Re: [PATCH v2 bpf-next 2/9] bpf: Add bpf helper bpf_tcp_enter_cwr

From: Martin Lau <kafai@fb.com>
To: Eric Dumazet <eric.dumazet@gmail.com>
Cc: Lawrence Brakmo <brakmo@fb.com>, netdev <netdev@vger.kernel.org>,
	"Alexei Starovoitov" <ast@fb.com>,
	Daniel Borkmann <daniel@iogearbox.net>,
	"Kernel Team" <Kernel-team@fb.com>
Subject: Re: [PATCH v2 bpf-next 2/9] bpf: Add bpf helper bpf_tcp_enter_cwr
Date: Sun, 24 Feb 2019 03:08:48 +0000	[thread overview]
Message-ID: <20190224030845.imwjbkoaxipuzb75@kafai-mbp.dhcp.thefacebook.com> (raw)
In-Reply-To: <2a218060-8a62-150c-c05e-5433df18aaab@gmail.com>

On Sat, Feb 23, 2019 at 05:32:14PM -0800, Eric Dumazet wrote:
> 
> 
> On 02/22/2019 05:06 PM, brakmo wrote:
> > From: Martin KaFai Lau <kafai@fb.com>
> > 
> > This patch adds a new bpf helper BPF_FUNC_tcp_enter_cwr
> > "int bpf_tcp_enter_cwr(struct bpf_tcp_sock *tp)".
> > It is added to BPF_PROG_TYPE_CGROUP_SKB which can be attached
> > to the egress path where the bpf prog is called by
> > ip_finish_output() or ip6_finish_output().  The verifier
> > ensures that the parameter must be a tcp_sock.
> > 
> > This helper makes a tcp_sock enter CWR state.  It can be used
> > by a bpf_prog to manage egress network bandwidth limit per
> > cgroupv2.  A later patch will have a sample program to
> > show how it can be used to limit bandwidth usage per cgroupv2.
> > 
> > To ensure it is only called from BPF_CGROUP_INET_EGRESS, the
> > attr->expected_attach_type must be specified as BPF_CGROUP_INET_EGRESS
> > during load time if the prog uses this new helper.
> > The newly added prog->enforce_expected_attach_type bit will also be set
> > if this new helper is used.  This bit is for backward compatibility reason
> > because currently prog->expected_attach_type has been ignored in
> > BPF_PROG_TYPE_CGROUP_SKB.  During attach time,
> > prog->expected_attach_type is only enforced if the
> > prog->enforce_expected_attach_type bit is set.
> > i.e. prog->expected_attach_type is only enforced if this new helper
> > is used by the prog.
> > 
> 
> BTW, it seems to me that BPF_CGROUP_INET_EGRESS can be used while the socket lock is not held.
Thanks for pointing it out.

ic.

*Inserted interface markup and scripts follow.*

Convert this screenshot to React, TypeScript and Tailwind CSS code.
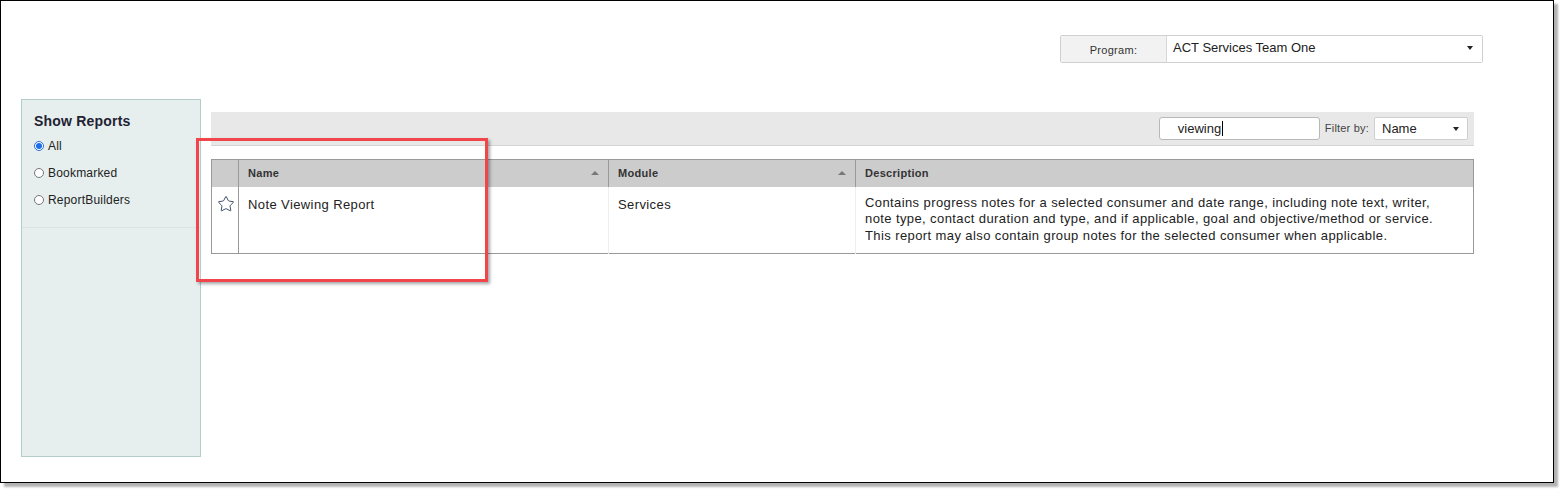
import { Star } from 'lucide-react'

const font = { fontFamily: '"Liberation Sans", Arial, sans-serif' }

function Caret() {
  return <span className="inline-block h-0 w-0 border-x-[3px] border-t-[4px] border-x-transparent border-t-[#222]" />
}

function SortUp() {
  return <span className="inline-block h-0 w-0 border-x-[4px] border-b-[4px] border-x-transparent border-b-[#777]" />
}

function Radio({ label, checked }: { label: string; checked?: boolean }) {
  return (
    <label className="flex items-center gap-[4px] text-[12px] text-[#222] tracking-[0.2px]">
      <span
        className={
          checked
            ? 'flex h-[10px] w-[10px] items-center justify-center rounded-full border border-[#2a6fd6] bg-white'
            : 'flex h-[10px] w-[10px] items-center justify-center rounded-full border border-[#777] bg-white'
        }
      >
        {checked && <span className="h-[6px] w-[6px] rounded-full bg-[#1d6ee6]" />}
      </span>
      {label}
    </label>
  )
}

export default function App() {
  return (
    <div className="h-[491px] w-[1561px] bg-white" style={font}>
      <div className="relative h-[483px] w-[1554px] border border-black bg-white shadow-[4px_4px_2px_rgba(0,0,0,0.3)]">
        {/* Program picker */}
        <div className="flex justify-end pr-[70px] pt-[34px]">
          <div className="flex h-[28px] w-[423px] rounded-[2px] border border-[#d0d0d0]">
            <div className="flex w-[106px] items-center justify-center border-r border-[#d8d8d8] bg-[#f2f2f2] pt-[3px] text-[11px] tracking-[0.3px] text-[#333]">
              Program:
            </div>
            <div className="flex flex-1 items-center justify-between bg-white pl-[6px] pr-[9px] pb-[2px] text-[13px] text-[#222]">
              ACT Services Team One
              <Caret />
            </div>
          </div>
        </div>

        <div className="mt-[36px] flex">
          {/* Left filter panel */}
          <div className="ml-[20px] h-[358px] w-[180px] border border-[#b3cdca] bg-[#e6efee]">
            <div className="border-b border-[#d9e4e3] px-[12px] pb-[18px] pt-[11px]">
              <div className="mb-[5px] text-[14px] font-bold tracking-[0.2px] text-[#223]">Show Reports</div>
              <div className="flex flex-col gap-[9px]">
                <Radio label="All" checked />
                <Radio label="Bookmarked" />
                <Radio label="ReportBuilders" />
              </div>
            </div>
          </div>

          {/* Report list */}
          <div className="relative ml-[10px] mt-[13px] w-[1263px]">
            <div className="flex h-[34px] items-center justify-end border-b border-[#d4d4d4] bg-[#e8e8e8] pr-[6px]">
              <div className="flex h-[23px] w-[161px] items-center rounded-[3px] border border-[#b8b8b8] bg-white pl-[18px] text-[13px] text-[#222]">
                viewing<span className="ml-px h-[15px] w-px bg-black" />
              </div>
              <span className="ml-[5px] text-[11px] tracking-[0.2px] text-[#444]">Filter by:</span>
              <div className="ml-[5px] flex h-[23px] w-[94px] items-center justify-between rounded-[2px] border border-[#cfcfcf] bg-white pl-[7px] pr-[8px] text-[13px] text-[#222]">
                Name
                <Caret />
              </div>
            </div>

            <table className="mt-[13px] w-full border-collapse border border-[#999] text-left">
              <thead>
                <tr className="h-[27px] bg-[#cccccc] text-[11px] font-bold tracking-[0.3px] text-[#333]">
                  <th className="w-[27px] border-r border-[#999]" />
                  <th className="w-[370px] border-r border-[#999] px-[9px] font-bold">
                    <div className="flex items-center justify-between">
                      Name
                      <SortUp />
                    </div>
                  </th>
                  <th className="w-[247px] border-r border-[#999] px-[9px] font-bold">
                    <div className="flex items-center justify-between">
                      Module
                      <SortUp />
                    </div>
                  </th>
                  <th className="px-[9px] font-bold">Description</th>
                </tr>
              </thead>
              <tbody>
                <tr className="h-[67px] align-top text-[13px] tracking-[0.4px] text-[#222]">
                  <td className="border-r border-[#999] pl-[5px] pt-[8px]">
                    <Star size={18} strokeWidth={1.1} className="text-[#1a2a4a]" />
                  </td>
                  <td className="border-r border-[#eee] px-[9px] pt-[8px]">Note Viewing Report</td>
                  <td className="border-r border-[#eee] px-[9px] pt-[8px]">Services</td>
                  <td className="px-[9px] pt-[8px] leading-[16.5px]">
                    Contains progress notes for a selected consumer and date range, including note text, writer,
                    <br />
                    note type, contact duration and type, and if applicable, goal and objective/method or service.
                    <br />
                    This report may also contain group notes for the selected consumer when applicable.
                  </td>
                </tr>
              </tbody>
            </table>

            {/* Highlight annotation */}
            <div className="absolute left-[-15px] top-[26px] h-[144px] w-[292px] border-[3px] border-[#f0454a] shadow-[2px_2px_3px_rgba(0,0,0,0.35)]" />
          </div>
        </div>
      </div>
    </div>
  )
}
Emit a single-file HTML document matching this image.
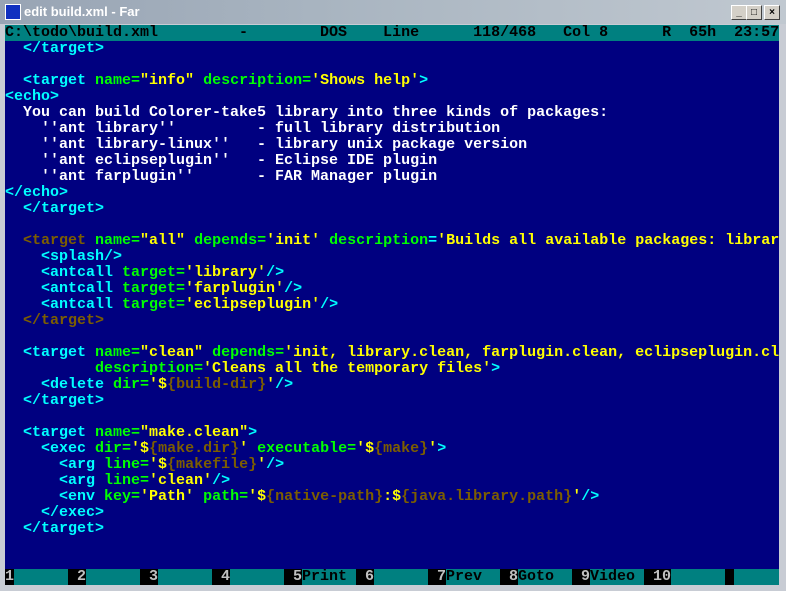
<!DOCTYPE html>
<html><head><meta charset="utf-8"><style>
html,body{margin:0;padding:0;width:786px;height:591px;overflow:hidden;background:#d4d0c8;}
#win{position:absolute;left:0;top:0;width:786px;height:591px;background:#c8ccd4;}
#title{position:absolute;left:0;top:0;width:786px;height:24px;background:linear-gradient(90deg,#98a4b4 0%,#a8b4c0 40%,#c0c8d0 100%);}
#title .t{position:absolute;left:24px;top:4px;font:bold 13px "Liberation Sans",sans-serif;color:#fff;}
#icon{position:absolute;left:5px;top:4px;width:14px;height:14px;background:#1030c0;border:1px solid #fff;}
.btn{position:absolute;top:5px;width:14px;height:13px;background:#d4d0c8;border:1px solid;border-color:#fff #404040 #404040 #fff;font:bold 10px "Liberation Sans",sans-serif;text-align:center;line-height:13px;color:#000;}
#scr{position:absolute;left:5px;top:25px;width:774px;height:560px;background:#000080;overflow:hidden;
font:bold 15px/16px "Liberation Mono",monospace;}
.row{height:16px;overflow:hidden;width:774px;white-space:pre;}
#st{background:#008080;color:#000;}
#kb{position:absolute;left:0;top:544px;height:16px;width:774px;background:#008080;white-space:pre;}
#kb span{position:absolute;top:0;height:16px;}
.k{background:#000;color:#c0c0c0;}
.l{color:#000;}
.c{color:#00ffff}.g{color:#00ff00}.y{color:#ffff00}.w{color:#ffffff}.d{color:#7c5e00}
</style></head><body><div id="win">
<div id="title"><div id="icon"></div><div class="t">edit build.xml - Far</div>
<div class="btn" style="left:731px">_</div><div class="btn" style="left:746px">□</div><div class="btn" style="left:764px">×</div></div>
<div id="scr"><div class="row" id="st">C:\todo\build.xml         -        DOS    Line      118/468   Col 8      R  65h  23:57</div><div class="row">  <span class="c">&lt;/target&gt;</span></div><div class="row"> </div><div class="row">  <span class="c">&lt;target </span><span class="g">name=</span><span class="y">"info"</span> <span class="g">description=</span><span class="y">'Shows help'</span><span class="c">&gt;</span></div><div class="row"><span class="c">&lt;echo&gt;</span></div><div class="row w">  You can build Colorer-take5 library into three kinds of packages:</div><div class="row w">    ''ant library''         - full library distribution</div><div class="row w">    ''ant library-linux''   - library unix package version</div><div class="row w">    ''ant eclipseplugin''   - Eclipse IDE plugin</div><div class="row w">    ''ant farplugin''       - FAR Manager plugin</div><div class="row"><span class="c">&lt;/echo&gt;</span></div><div class="row">  <span class="c">&lt;/target&gt;</span></div><div class="row"> </div><div class="row">  <span class="d">&lt;target </span><span class="g">name=</span><span class="y">"all"</span> <span class="g">depends=</span><span class="y">'init'</span> <span class="g">description</span><span class="c">=</span><span class="y">'Builds all available packages: librar</span></div><div class="row">    <span class="c">&lt;splash/&gt;</span></div><div class="row">    <span class="c">&lt;antcall </span><span class="g">target=</span><span class="y">'library'</span><span class="c">/&gt;</span></div><div class="row">    <span class="c">&lt;antcall </span><span class="g">target=</span><span class="y">'farplugin'</span><span class="c">/&gt;</span></div><div class="row">    <span class="c">&lt;antcall </span><span class="g">target=</span><span class="y">'eclipseplugin'</span><span class="c">/&gt;</span></div><div class="row">  <span class="d">&lt;/target&gt;</span></div><div class="row"> </div><div class="row">  <span class="c">&lt;target </span><span class="g">name=</span><span class="y">"clean"</span> <span class="g">depends=</span><span class="y">'init, library.clean, farplugin.clean, eclipseplugin.cl</span></div><div class="row">          <span class="g">description=</span><span class="y">'Cleans all the temporary files'</span><span class="c">&gt;</span></div><div class="row">    <span class="c">&lt;delete </span><span class="g">dir=</span><span class="y">'$</span><span class="d">{build-dir}</span><span class="y">'</span><span class="c">/&gt;</span></div><div class="row">  <span class="c">&lt;/target&gt;</span></div><div class="row"> </div><div class="row">  <span class="c">&lt;target </span><span class="g">name=</span><span class="y">"make.clean"</span><span class="c">&gt;</span></div><div class="row">    <span class="c">&lt;exec </span><span class="g">dir=</span><span class="y">'$</span><span class="d">{make.dir}</span><span class="y">'</span> <span class="g">executable=</span><span class="y">'$</span><span class="d">{make}</span><span class="y">'</span><span class="c">&gt;</span></div><div class="row">      <span class="c">&lt;arg </span><span class="g">line=</span><span class="y">'$</span><span class="d">{makefile}</span><span class="y">'</span><span class="c">/&gt;</span></div><div class="row">      <span class="c">&lt;arg </span><span class="g">line=</span><span class="y">'clean'</span><span class="c">/&gt;</span></div><div class="row">      <span class="c">&lt;env </span><span class="g">key=</span><span class="y">'Path'</span> <span class="g">path=</span><span class="y">'$</span><span class="d">{native-path}</span><span class="y">:$</span><span class="d">{java.library.path}</span><span class="y">'</span><span class="c">/&gt;</span></div><div class="row">    <span class="c">&lt;/exec&gt;</span></div><div class="row">  <span class="c">&lt;/target&gt;</span></div><div id="kb"><span class="k" style="left:0">1</span><span class="k" style="left:63px"> 2</span><span class="k" style="left:135px"> 3</span><span class="k" style="left:207px"> 4</span><span class="k" style="left:279px"> 5</span><span class="l" style="left:297px">Print</span><span class="k" style="left:351px"> 6</span><span class="k" style="left:423px"> 7</span><span class="l" style="left:441px">Prev</span><span class="k" style="left:495px"> 8</span><span class="l" style="left:513px">Goto</span><span class="k" style="left:567px"> 9</span><span class="l" style="left:585px">Video</span><span class="k" style="left:639px"> 10</span><span class="k" style="left:720px"> </span></div></div>
</div></body></html>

I just noticed the comments at ip6_xmit():
/*
 * xmit an sk_buff (used by TCP, SCTP and DCCP)
 * Note : socket lock is not held for SYNACK packets, but might be modified
 * by calls to skb_set_owner_w() and ipv6_local_error(),
 * which are using proper atomic operations or spinlocks.
 */
Is there other cases other than SYNACK?

Thanks,
Martin